The Browns said the military base was on lockdown for three weeks. They had to wear chemical protection gear to go anywhere. Joey Brown said he felt American bonds strengthen with the Korean people in the days after 9/11. Brown said he and an Air Force buddy would frequent a convenience store when they'd go mountain biking, but after 9/11 they hadn't been there for weeks. When they returned, the Korean couple behind the counter pulled out a map of the U.S. and asked if their homes were safe.

“It was so touching that this couple that really didn’t know us learn some English so they could see if we are OK and if are families were OK,” said Joey Brown, adding many Koreans displayed American flags as a show of solidarity.

Lou and Lindsey Mucciolo said they felt the same way after 9/11 when they lived in Queens. They recalled families with heritage from all over the globe flying American flags as a show of patriotism.

Rick Anhalt of Normal said he remembers the shared sadness he felt after 9/11 when he was in Spain waiting to fly home. He said that sense of community is largely gone today. Anhalt, who is now retired, said too much of politics and so much of our everyday lives has become tribal.

“It’s not just Cubs versus St. Louis, sometimes it can be deadly. We are witnessing that 20 years later in the events of Afghanistan today,” Anhalt said.

Anhalt said it's important that we never forget what happened on Sept. 11, 2001.

Exhibits like the one at the Normal Public Library are intended to make sure we don't forget.
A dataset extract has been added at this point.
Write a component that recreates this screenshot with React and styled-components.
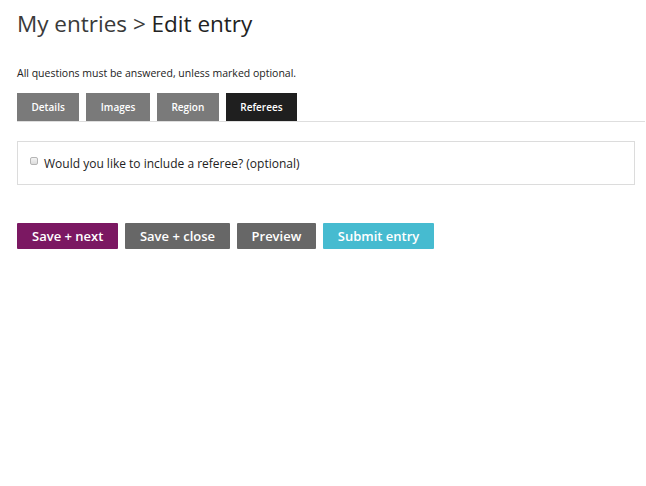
import React from 'react';
import styled, { createGlobalStyle } from 'styled-components';

const Global = createGlobalStyle`
body {
  margin: 0;
  background: #fff;
  font-family: "Open Sans", "Liberation Sans", sans-serif;
  color: #222;
}
`

const Page = styled.div`
padding: 8px 1px 0 17px;
`

const Title = styled.h1`
margin: 0;
font-size: 22.5px;
font-weight: 400;
line-height: 32px;
color: #222;
span {
    color: #3a3a3a;
}
`

const Note = styled.p`
margin: 26px 0 13px;
font-size: 10.5px;
line-height: 14px;
color: #222;
`

const Tabs = styled.div`
display: flex;
gap: 7px;
border-bottom: 1px solid #dedede;
`

const Tab = styled.div`
height: 28px;
padding: 0 14.5px;
display: flex;
align-items: center;
background: ${p => (p.active ? '#1f1f1f' : '#7a7a7a')};
color: #fff;
font-size: 10px;
font-weight: 600;
`

const Panel = styled.div`
margin-top: 19px;
width: 618px;
height: 44px;
border: 1px solid #dcdcdc;
display: flex;
align-items: center;
padding-left: 12px;
box-sizing: border-box;
font-size: 12px;
color: #222;
`

const Check = styled.span`
width: 8px;
height: 8px;
box-sizing: border-box;
border: 1px solid #b5b5b5;
border-radius: 2px;
background: linear-gradient(#f4f4f4, #dcdcdc);
margin-right: 6px;
transform: translateY(-2px);
`

const Actions = styled.div`
margin-top: 38px;
display: flex;
gap: 6.5px;
`

const Button = styled.button`
height: 26px;
padding: 0 15px;
border: none;
border-radius: 1px;
background: ${p => p.bg};
color: #fff;
font-family: inherit;
font-size: 13px;
font-weight: 600;
`

const tabs = [
    { label: 'Details' },
    { label: 'Images' },
    { label: 'Region' },
    { label: 'Referees', active: true },
]

export default function App() {
    return (
        <Page>
            <Global />
            <Title><span>My entries &gt;</span> Edit entry</Title>
            <Note>All questions must be answered, unless marked optional.</Note>
            <Tabs>
                {tabs.map(t => (
                    <Tab key={t.label} active={t.active}>{t.label}</Tab>
                ))}
            </Tabs>
            <Panel>
                <Check />
                Would you like to include a referee? (optional)
            </Panel>
            <Actions>
                <Button bg='#7b1862'>Save + next</Button>
                <Button bg='#676767'>Save + close</Button>
                <Button bg='#676767'>Preview</Button>
                <Button bg='#46bbd0'>Submit entry</Button>
            </Actions>
        </Page>
    );
}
Remembering 9/11 is on display at the Normal Public Library's art gallery through the end of September. The exhibit includes posters from the 9/11 Memorial and Museum in New York City.

Visitors also are asked to write their 9/11 recollections on note cards that will be compiled and added to the exhibit. The library also has collected images of memorabilia the public has shared. They are available online.